Tuesday was a big day for me.  My nephew, Scotty Johnson is a college kid who decided to study in Sydney, Australia for his Spring (their Fall) semester, beginning his trip with an 8-day adventure to New Zealand with a group of fellow students.  As fate would have it, Scotty would be coming to Christchurch on the 23rd, for just one night.  He wouldn't be arriving until 4:30 in the afternoon so we busied ourselves about town.  We took the old fashioned street car tour of the city, learning detailed historical facts, seeing much of the city's varied architecture, historical points of interest and spotting our own points of interest for exploring later on our own.  It really is a lovely place full of rich history and culture.  Close to 4:00 we made our way over to a café adjacent to the hostel that would house the student group for the night.  We could hear them coming before we saw a large motor coach rounding the corner full of chattering teenagers.  They piled out of the bus and scurried around like ants waiting for bags and direction.  He was thrilled to see us waiting there.  We told him to get settled into his digs and we'd be back to pick him up for an early dinner.  We took him to a good restaurant for dinner; he said this was the first real food he had eaten in weeks.  Poor kid! We enjoyed spending the evening with him.  I'm so proud of him!  He is mostly paying for this whole semester out of his own hard earned money, and he told us that this would be a good growing up experience for him to be so far away from his immediate family.  He would have to figure things out on his own without being able to just go to his Mom and Dad, who are normally just a couple hundred miles away by car.  As they say in NZ, "Good on ya, Scotty!"

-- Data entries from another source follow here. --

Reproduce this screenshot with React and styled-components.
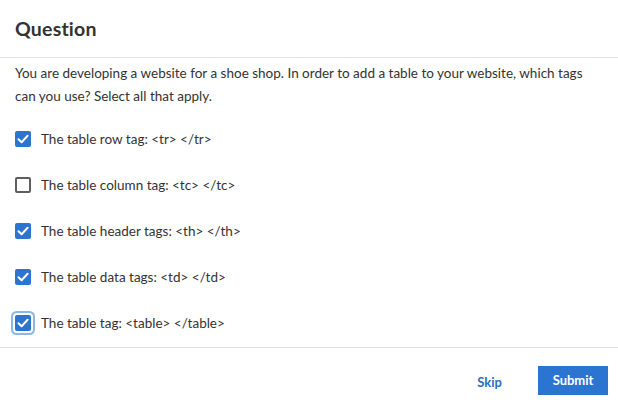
import React from 'react'
import styled, { createGlobalStyle } from 'styled-components'

const Global = createGlobalStyle`
  html, body {
    margin: 0;
    padding: 0;
    background: #fff;
  }
  body {
    font-family: "Lato", "Liberation Sans", sans-serif;
    color: #333;
  }
`

const Dialog = styled.div`
  width: 618px;
  height: 416px;
  display: flex;
  flex-direction: column;
  background: #fff;
`

const Header = styled.div`
  height: 58px;
  box-sizing: border-box;
  padding: 0 15px;
  display: flex;
  align-items: center;
  border-bottom: 1px solid #e3e3e3;
`

const Title = styled.h1`
  margin: 0;
  font-size: 19.5px;
  font-weight: 700;
  color: #333;
  letter-spacing: 0.2px;
`

const Body = styled.div`
  padding: 4px 15px 0;
  flex: 1;
`

const Prompt = styled.p`
  margin: 0 0 8px;
  font-size: 13.5px;
  line-height: 23px;
  color: #333;
`

const Options = styled.ul`
  list-style: none;
  margin: 0;
  padding: 0;
`

const Option = styled.li`
  height: 46px;
  display: flex;
  align-items: center;
  gap: 10px;
  font-size: 13.5px;
  color: #333;
`

const Box = styled.span`
  width: 16px;
  height: 16px;
  box-sizing: border-box;
  border-radius: 2px;
  display: flex;
  align-items: center;
  justify-content: center;
  flex: none;
  background: ${p => (p.$checked ? '#2b74d0' : '#fff')};
  border: ${p => (p.$checked ? 'none' : '2px solid #5f5f5f')};
  box-shadow: ${p => (p.$focused ? '0 0 0 2px #fff, 0 0 0 4px #8db6ea' : 'none')};
`

const Footer = styled.div`
  height: 69px;
  box-sizing: border-box;
  border-top: 1px solid #e3e3e3;
  display: flex;
  align-items: center;
  justify-content: flex-end;
  gap: 36px;
  padding: 0 10px 4px 0;
`

const LinkButton = styled.button`
  border: none;
  background: none;
  font-family: inherit;
  font-size: 13px;
  font-weight: 700;
  color: #2a6fc4;
  padding: 0;
  margin-top: 4px;
  cursor: pointer;
`

const PrimaryButton = styled.button`
  width: 70px;
  height: 29px;
  border: none;
  background: #2b74d0;
  color: #fff;
  font-family: inherit;
  font-size: 13px;
  font-weight: 700;
  cursor: pointer;
`

const Check = () => (
  <svg width="12" height="10" viewBox="0 0 12 10">
    <path d="M1.5 5.2 L4.6 8.2 L10.6 1.8" fill="none" stroke="#fff" strokeWidth="2" strokeLinecap="round" strokeLinejoin="round" />
  </svg>
)

const options = [
  { label: 'The table row tag: <tr> </tr>', checked: true },
  { label: 'The table column tag: <tc> </tc>', checked: false },
  { label: 'The table header tags: <th> </th>', checked: true },
  { label: 'The table data tags: <td> </td>', checked: true },
  { label: 'The table tag: <table> </table>', checked: true, focused: true },
]

const App = () => (
  <Dialog>
    <Global />
    <Header>
      <Title>Question</Title>
    </Header>
    <Body>
      <Prompt>
        You are developing a website for a shoe shop. In order to add a table to your website, which tags
        can you use? Select all that apply.
      </Prompt>
      <Options>
        {options.map(o => (
          <Option key={o.label}>
            <Box $checked={o.checked} $focused={o.focused}>{o.checked && <Check />}</Box>
            {o.label}
          </Option>
        ))}
      </Options>
    </Body>
    <Footer>
      <LinkButton>Skip</LinkButton>
      <PrimaryButton>Submit</PrimaryButton>
    </Footer>
  </Dialog>
)

export default App
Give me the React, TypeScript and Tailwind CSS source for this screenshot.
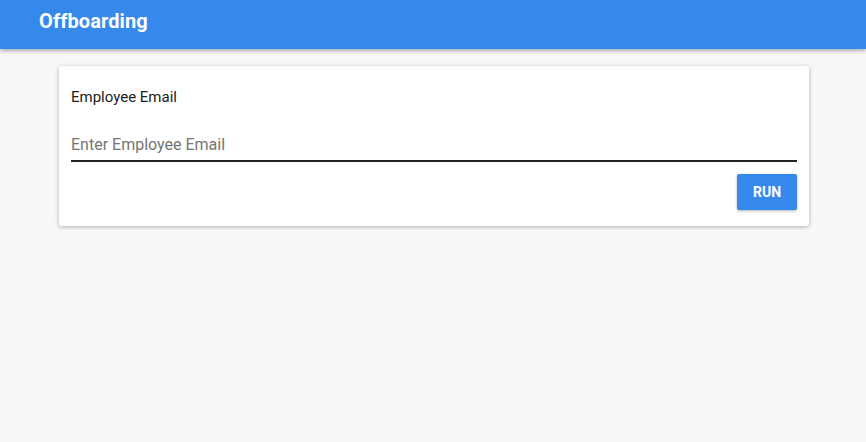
import { useState } from "react";

export default function App() {
  const [email, setEmail] = useState("");

  return (
    <div className="min-h-screen w-full bg-[#f8f8f8] font-['Roboto',sans-serif]">
      {/* Top app bar */}
      <header className="h-[49px] w-full bg-[#3589ea] flex items-center px-[39px] pb-[7px] shadow-[0_2px_4px_rgba(0,0,0,0.3)]">
        <h1 className="text-[20px] font-bold text-white tracking-[0.1px]">Offboarding</h1>
      </header>

      {/* Form card */}
      <main className="px-[59px] pt-[17px]">
        <div className="w-[750px] bg-white rounded-[2px] shadow-[0_1px_4px_rgba(0,0,0,0.3)] px-3 pt-[22px] pb-4">
          <label className="block text-[15px] text-[#212121] leading-[18px]">Employee Email</label>
          <input
            value={email}
            onChange={(e) => setEmail(e.target.value)}
            placeholder="Enter Employee Email"
            className="mt-[29px] w-full text-[16px] leading-[20px] pb-[5px] text-[#212121] placeholder:text-[#757575] border-b-2 border-[#212121] outline-none bg-transparent"
          />
          <div className="flex justify-end mt-[12px]">
            <button className="w-[60px] h-[36px] rounded-[2px] bg-[#3589ea] text-white text-[14px] font-bold shadow-[0_1px_3px_rgba(0,0,0,0.3)]">
              RUN
            </button>
          </div>
        </div>
      </main>
    </div>
  );
}
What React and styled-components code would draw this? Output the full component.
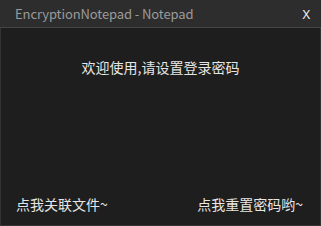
import React from 'react';
import styled, { createGlobalStyle } from 'styled-components';

const GlobalStyle = createGlobalStyle`
  html, body {
    margin: 0;
    padding: 0;
    background: #1e1e1e;
  }
`;

const Window = styled.div`
  width: 321px;
  height: 226px;
  box-sizing: border-box;
  display: flex;
  flex-direction: column;
  background: #1e1e1e;
  font-family: "Microsoft YaHei", "Noto Sans CJK SC", "Noto Sans", sans-serif;
  font-size: 14px;
  overflow: hidden;
`;

const TitleBar = styled.div`
  height: 27px;
  flex-shrink: 0;
  background: #2d2d2d;
  border-bottom: 1px solid #454545;
  display: flex;
  align-items: center;
  justify-content: space-between;
  padding: 0 11px 0 15px;
`;

const Title = styled.span`
  color: #9b9b9b;
  font-size: 13px;
  letter-spacing: -0.1px;
`;

const CloseButton = styled.span`
  color: #f0f0f0;
  font-size: 13px;
  font-family: "Noto Sans", sans-serif;
`;

const Body = styled.div`
  flex: 1;
  display: flex;
  flex-direction: column;
  justify-content: space-between;
  border: 1px solid #333333;
  border-top: none;
  padding: 29px 17px 11px 15px;
`;

const Welcome = styled.div`
  color: #e6e6e6;
  text-align: center;
  padding-left: 2px;
`;

const Footer = styled.div`
  display: flex;
  justify-content: space-between;
`;

const Link = styled.span`
  color: #e6e6e6;
  cursor: pointer;
`;

export default function App() {
  return (
    <>
      <GlobalStyle />
      <Window>
        <TitleBar>
          <Title>EncryptionNotepad - Notepad</Title>
          <CloseButton>X</CloseButton>
        </TitleBar>
        <Body>
          <Welcome>欢迎使用,请设置登录密码</Welcome>
          <Footer>
            <Link>点我关联文件~</Link>
            <Link>点我重置密码哟~</Link>
          </Footer>
        </Body>
      </Window>
    </>
  );
}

On Wednesday, after I spent a considerable amount of time getting some laundry done while Frank read and watch TV, we went shopping and driving around the area, then dined out at a local popular Italian restaurant.  Then on Thursday we set off for Hanmer Springs.

Sunday, April 25, 2010

Feb 20th – 22rd Penguins and the East Coast (Oamaru and Timaru)

The oceanside community of Oamaru, boasted two big attractions for us, which were both penguin-related.  A conservation society in Oamaru had set up a preserve in the natural habitat that is home to the largest colony of (tiny) Blue Penguins in New Zealand, and not far from town is a nesting spot of some Yellow-eyed Penguins, which are a very elusive and endangered species.  The penguins actually live in nests and burrows in the ground, along the shorelines of certain beaches.  They leave the nest at daybreak each day to swim miles and miles offshore in search of food.  They gorge themselves on fish and then return to the nest to feed their mates and their young.  When the chicks are young, one mate stays behind to protect the nest.  This is the only place we know of in New Zealand that provides an opportunity to see both species in their natural habitats.
We arrived at our hotel and naively asked the woman at the front desk to help us find out how and where to see the penguins.  She very graciously informed us that we could venture on our own over to the nesting site of the "Yellow-eyed" penguins and that we should drive on over shortly because they come in around dusk.  She further mentioned that we might see several or none at all.  We would need a reservation for viewing the "Blue-eyeds", so she phoned the Habitat headquarters to make us a booking and was told there were only 3 spaces left.  We had no idea it was so formal.  We begged and cajoled for 4 people, but the person on the other end of the phone line stood firm.  Earl and Marsha said they were just too tired and begged off so Frank and I paid the $20 PP and took 2 of the remaining spots.  We were told to arrive at around 8:45.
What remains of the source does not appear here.